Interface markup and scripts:
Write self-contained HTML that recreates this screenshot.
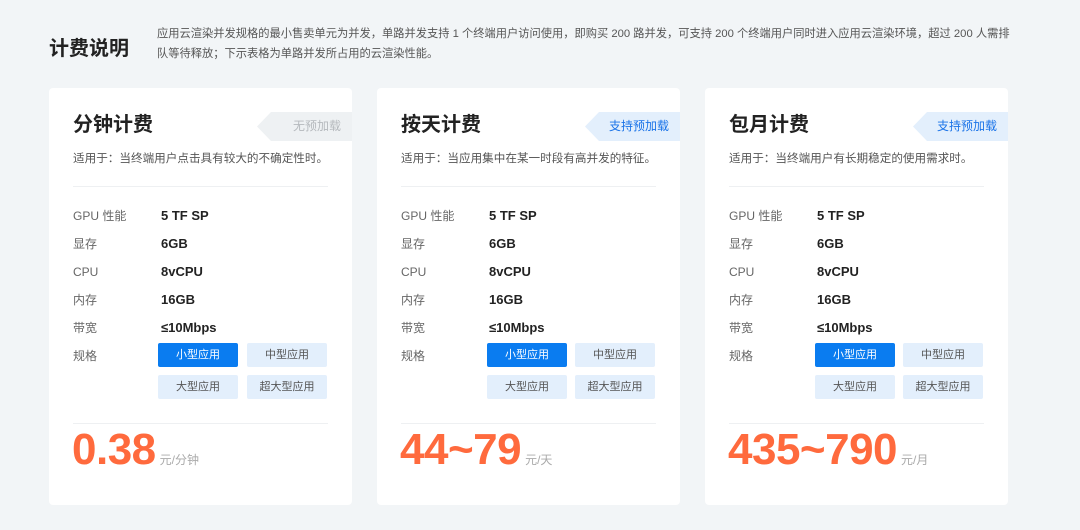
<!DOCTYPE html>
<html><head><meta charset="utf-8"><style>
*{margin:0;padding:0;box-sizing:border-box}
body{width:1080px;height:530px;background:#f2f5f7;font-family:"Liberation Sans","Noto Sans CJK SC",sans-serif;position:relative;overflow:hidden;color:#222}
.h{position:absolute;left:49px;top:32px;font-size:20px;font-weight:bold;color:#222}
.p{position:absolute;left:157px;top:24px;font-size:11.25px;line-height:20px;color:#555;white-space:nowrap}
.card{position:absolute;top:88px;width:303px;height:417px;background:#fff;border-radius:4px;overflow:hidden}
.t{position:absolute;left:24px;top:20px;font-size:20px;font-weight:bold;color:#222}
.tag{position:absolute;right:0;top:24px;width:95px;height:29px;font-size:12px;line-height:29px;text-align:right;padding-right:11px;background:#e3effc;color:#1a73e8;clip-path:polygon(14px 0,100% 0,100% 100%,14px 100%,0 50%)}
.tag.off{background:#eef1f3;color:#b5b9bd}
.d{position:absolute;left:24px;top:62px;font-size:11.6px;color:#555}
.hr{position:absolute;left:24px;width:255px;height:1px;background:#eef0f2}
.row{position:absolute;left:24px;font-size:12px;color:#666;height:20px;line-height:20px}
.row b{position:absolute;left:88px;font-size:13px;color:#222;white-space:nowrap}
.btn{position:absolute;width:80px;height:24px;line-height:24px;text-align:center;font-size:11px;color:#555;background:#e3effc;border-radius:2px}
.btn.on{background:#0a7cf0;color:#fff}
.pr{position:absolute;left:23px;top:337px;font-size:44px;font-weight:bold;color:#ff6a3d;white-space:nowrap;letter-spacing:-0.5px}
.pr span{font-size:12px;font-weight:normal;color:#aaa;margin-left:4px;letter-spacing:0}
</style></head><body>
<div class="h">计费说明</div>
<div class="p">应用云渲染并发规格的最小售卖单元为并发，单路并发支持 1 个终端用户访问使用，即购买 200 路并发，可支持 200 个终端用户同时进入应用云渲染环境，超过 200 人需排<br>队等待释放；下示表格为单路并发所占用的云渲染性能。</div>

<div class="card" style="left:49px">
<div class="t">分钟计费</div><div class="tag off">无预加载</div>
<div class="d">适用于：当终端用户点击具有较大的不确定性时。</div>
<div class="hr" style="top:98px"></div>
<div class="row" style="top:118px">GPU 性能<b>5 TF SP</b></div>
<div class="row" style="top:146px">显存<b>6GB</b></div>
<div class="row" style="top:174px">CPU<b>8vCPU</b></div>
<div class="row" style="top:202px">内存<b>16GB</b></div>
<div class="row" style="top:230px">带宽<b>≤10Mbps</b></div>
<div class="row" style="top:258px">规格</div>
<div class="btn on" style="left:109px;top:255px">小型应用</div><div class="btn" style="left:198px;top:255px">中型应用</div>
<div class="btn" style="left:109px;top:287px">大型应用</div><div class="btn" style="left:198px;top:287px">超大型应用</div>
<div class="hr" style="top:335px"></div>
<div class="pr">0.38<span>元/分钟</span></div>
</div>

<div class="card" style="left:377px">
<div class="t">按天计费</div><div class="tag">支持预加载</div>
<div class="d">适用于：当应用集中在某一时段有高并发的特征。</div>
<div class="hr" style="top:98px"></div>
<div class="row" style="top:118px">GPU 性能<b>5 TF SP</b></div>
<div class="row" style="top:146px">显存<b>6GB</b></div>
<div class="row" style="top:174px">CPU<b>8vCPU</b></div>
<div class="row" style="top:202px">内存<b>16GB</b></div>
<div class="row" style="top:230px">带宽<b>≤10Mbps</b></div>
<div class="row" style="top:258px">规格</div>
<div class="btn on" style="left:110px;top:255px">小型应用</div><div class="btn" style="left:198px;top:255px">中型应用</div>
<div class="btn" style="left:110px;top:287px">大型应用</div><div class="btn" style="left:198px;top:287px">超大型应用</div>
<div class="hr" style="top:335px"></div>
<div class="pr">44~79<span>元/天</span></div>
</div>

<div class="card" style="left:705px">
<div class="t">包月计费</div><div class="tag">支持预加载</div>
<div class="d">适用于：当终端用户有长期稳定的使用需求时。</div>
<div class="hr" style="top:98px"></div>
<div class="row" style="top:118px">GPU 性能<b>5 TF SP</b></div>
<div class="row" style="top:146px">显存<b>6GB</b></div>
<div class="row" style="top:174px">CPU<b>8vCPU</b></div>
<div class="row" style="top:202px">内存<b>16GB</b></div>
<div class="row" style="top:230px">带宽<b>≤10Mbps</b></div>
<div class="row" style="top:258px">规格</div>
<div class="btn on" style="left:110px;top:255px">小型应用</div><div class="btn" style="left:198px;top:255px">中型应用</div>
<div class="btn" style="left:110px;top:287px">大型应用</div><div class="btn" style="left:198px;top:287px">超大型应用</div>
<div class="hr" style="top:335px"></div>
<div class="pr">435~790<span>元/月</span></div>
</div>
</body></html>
* * *
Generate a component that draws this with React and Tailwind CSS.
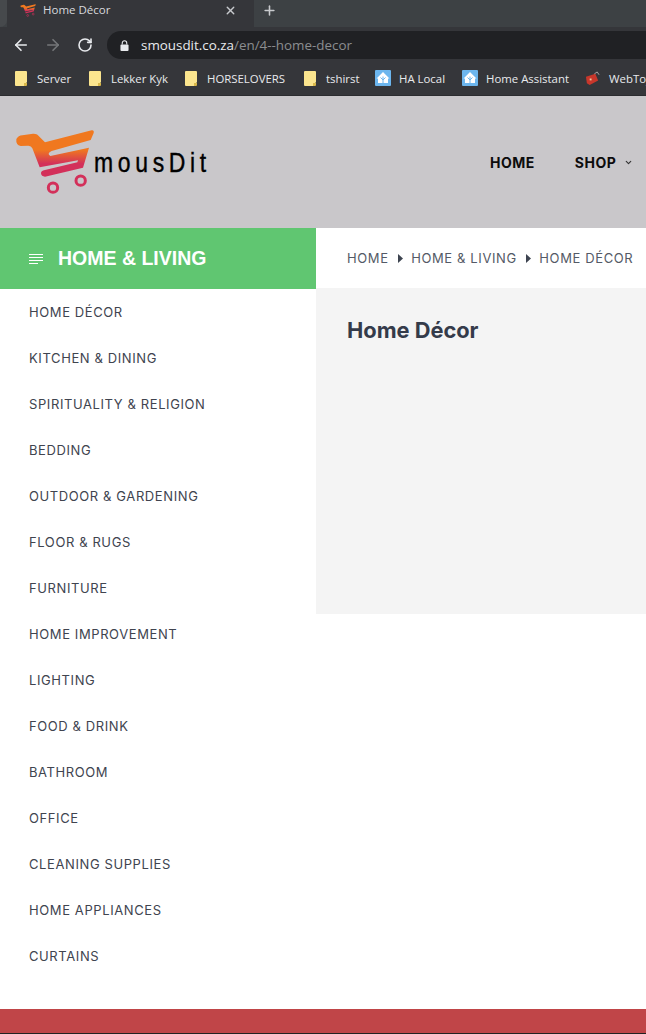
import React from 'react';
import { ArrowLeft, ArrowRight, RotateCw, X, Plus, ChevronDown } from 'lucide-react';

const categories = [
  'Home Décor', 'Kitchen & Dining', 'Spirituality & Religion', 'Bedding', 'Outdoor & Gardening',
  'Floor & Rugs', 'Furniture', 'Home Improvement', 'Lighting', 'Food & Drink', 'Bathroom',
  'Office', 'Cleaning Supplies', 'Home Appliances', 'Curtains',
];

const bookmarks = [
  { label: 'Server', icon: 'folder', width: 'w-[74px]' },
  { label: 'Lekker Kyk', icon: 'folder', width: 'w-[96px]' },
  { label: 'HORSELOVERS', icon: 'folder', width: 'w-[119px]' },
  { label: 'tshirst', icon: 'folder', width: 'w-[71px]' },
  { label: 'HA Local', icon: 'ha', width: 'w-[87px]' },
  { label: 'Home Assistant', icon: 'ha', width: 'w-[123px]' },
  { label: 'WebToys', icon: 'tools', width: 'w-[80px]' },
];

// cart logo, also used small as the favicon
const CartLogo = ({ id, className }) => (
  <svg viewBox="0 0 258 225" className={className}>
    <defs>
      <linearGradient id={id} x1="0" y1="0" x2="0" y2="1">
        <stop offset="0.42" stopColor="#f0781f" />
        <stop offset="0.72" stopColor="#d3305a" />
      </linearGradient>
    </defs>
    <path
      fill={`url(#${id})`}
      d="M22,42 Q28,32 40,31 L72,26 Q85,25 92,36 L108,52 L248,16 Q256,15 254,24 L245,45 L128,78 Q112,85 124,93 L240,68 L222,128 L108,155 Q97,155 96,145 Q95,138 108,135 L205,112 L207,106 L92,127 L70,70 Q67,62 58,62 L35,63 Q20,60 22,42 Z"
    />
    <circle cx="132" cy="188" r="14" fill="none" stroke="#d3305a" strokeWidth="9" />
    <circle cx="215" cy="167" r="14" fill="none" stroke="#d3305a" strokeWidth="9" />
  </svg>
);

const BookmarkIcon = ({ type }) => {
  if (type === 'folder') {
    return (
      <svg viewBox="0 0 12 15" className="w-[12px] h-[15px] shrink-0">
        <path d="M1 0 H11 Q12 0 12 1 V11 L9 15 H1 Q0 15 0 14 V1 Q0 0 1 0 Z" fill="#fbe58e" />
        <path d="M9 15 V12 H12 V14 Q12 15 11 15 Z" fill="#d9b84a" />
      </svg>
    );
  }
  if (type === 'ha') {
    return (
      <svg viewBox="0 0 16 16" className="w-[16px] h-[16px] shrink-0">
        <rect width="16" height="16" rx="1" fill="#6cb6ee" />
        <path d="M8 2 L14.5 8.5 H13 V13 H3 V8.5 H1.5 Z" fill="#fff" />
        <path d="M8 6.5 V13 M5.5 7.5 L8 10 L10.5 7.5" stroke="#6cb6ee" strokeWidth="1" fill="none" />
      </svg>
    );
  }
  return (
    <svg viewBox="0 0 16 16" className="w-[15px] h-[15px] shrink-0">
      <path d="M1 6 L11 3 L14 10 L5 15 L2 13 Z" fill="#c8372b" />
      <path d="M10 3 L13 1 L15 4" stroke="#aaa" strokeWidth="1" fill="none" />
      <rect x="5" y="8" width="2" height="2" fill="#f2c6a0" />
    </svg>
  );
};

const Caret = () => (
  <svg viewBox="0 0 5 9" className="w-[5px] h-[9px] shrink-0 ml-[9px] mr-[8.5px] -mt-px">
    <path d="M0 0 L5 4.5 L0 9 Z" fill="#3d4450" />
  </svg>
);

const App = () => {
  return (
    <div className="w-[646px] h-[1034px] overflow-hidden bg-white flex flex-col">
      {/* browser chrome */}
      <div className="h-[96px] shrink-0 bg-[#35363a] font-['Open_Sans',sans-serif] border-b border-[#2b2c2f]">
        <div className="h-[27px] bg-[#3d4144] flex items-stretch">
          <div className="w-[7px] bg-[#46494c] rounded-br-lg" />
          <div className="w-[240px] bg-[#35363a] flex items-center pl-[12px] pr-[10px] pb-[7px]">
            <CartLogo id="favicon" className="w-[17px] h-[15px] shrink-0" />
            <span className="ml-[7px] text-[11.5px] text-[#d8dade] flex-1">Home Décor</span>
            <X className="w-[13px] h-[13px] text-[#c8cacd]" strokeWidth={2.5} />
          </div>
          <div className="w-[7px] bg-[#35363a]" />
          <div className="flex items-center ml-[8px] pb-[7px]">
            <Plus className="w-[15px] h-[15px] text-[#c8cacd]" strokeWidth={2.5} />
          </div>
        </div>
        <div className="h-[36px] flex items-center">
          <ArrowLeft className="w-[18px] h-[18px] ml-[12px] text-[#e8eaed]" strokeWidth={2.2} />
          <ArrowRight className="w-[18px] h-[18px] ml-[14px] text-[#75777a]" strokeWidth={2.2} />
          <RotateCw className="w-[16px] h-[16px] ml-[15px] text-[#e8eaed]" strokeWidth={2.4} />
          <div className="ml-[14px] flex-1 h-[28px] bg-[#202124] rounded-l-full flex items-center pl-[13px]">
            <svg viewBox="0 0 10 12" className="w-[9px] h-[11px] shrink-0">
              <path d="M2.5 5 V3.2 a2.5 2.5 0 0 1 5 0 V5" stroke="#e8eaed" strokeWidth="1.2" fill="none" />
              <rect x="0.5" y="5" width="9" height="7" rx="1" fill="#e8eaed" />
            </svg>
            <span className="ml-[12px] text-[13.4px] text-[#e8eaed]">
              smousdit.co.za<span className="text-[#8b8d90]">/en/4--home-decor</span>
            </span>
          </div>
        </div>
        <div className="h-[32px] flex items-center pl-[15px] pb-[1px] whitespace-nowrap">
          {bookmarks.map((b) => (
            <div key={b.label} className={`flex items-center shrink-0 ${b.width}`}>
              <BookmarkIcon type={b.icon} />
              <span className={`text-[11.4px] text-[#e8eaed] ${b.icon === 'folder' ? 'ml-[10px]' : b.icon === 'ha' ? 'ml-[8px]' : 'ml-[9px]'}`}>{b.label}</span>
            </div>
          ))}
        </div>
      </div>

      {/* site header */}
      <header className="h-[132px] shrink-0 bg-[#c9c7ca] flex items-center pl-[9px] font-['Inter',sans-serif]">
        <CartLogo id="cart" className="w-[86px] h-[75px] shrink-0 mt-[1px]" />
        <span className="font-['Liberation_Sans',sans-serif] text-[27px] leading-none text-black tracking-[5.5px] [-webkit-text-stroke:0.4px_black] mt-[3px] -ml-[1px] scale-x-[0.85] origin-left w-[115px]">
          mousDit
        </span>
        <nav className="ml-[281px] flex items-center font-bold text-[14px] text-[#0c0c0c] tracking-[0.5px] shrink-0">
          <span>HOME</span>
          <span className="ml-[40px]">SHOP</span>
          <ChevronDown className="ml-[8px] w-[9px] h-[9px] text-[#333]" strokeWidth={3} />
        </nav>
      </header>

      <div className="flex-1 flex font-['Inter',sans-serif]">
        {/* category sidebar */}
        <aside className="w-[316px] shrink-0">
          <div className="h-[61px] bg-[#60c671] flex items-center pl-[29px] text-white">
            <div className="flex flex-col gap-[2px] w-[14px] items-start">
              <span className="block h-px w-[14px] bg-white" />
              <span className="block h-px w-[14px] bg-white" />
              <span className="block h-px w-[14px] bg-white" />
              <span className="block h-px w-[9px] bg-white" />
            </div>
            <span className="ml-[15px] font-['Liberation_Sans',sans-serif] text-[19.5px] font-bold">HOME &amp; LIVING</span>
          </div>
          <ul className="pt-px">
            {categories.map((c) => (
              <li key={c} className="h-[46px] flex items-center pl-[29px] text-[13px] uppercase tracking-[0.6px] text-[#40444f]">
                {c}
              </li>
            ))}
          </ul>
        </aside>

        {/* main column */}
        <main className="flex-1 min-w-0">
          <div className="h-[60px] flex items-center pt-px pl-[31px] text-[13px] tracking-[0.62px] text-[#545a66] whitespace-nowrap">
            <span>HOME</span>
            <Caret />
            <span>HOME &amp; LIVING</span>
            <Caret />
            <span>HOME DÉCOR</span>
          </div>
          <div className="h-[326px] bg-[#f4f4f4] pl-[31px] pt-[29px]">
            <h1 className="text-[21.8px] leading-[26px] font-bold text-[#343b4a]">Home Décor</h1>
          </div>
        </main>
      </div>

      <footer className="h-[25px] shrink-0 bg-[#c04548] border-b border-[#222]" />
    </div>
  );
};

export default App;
...
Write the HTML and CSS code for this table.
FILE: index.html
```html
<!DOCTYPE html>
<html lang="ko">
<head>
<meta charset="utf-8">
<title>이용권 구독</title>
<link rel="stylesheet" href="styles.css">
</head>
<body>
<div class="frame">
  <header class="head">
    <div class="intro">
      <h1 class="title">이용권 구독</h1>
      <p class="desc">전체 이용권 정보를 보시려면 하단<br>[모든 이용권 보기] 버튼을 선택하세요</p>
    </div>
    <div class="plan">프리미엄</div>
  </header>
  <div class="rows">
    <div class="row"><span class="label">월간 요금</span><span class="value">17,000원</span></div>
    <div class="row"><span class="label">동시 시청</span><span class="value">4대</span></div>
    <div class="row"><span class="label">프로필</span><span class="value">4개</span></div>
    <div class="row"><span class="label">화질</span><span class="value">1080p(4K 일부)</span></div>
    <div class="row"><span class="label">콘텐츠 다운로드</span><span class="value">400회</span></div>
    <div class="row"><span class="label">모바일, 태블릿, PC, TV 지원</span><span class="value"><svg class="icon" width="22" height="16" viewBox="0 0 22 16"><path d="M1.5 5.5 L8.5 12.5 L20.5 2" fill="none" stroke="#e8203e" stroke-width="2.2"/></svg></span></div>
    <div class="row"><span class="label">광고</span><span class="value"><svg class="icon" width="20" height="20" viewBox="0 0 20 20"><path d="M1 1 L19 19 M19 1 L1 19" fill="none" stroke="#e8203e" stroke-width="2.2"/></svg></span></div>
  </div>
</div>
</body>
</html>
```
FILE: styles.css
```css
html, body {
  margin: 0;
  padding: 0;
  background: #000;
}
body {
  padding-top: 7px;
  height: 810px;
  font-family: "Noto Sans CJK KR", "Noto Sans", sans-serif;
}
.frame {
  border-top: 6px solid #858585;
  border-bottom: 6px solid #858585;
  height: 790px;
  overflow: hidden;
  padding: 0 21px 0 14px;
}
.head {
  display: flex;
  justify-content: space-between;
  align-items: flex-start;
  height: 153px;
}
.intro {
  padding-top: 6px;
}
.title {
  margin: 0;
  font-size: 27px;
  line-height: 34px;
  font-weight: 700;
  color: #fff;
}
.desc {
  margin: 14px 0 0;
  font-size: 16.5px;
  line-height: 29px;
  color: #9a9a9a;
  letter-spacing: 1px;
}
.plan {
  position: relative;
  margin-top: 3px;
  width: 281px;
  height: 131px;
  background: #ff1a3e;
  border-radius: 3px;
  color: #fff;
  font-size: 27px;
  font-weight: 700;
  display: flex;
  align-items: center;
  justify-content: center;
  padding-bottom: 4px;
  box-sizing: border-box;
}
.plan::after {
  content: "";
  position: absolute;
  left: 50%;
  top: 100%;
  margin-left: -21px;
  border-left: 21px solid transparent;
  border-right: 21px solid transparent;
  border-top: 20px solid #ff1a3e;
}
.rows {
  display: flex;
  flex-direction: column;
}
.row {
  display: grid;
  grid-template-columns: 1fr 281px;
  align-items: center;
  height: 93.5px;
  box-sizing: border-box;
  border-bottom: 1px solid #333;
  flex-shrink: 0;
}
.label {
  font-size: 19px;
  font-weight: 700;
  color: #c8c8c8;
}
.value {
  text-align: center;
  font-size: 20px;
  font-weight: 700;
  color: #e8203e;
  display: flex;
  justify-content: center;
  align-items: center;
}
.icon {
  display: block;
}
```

> [Written instruction]
Using the material above, state how many lines include the string "this". Answer with a single number.

> [Final result]
3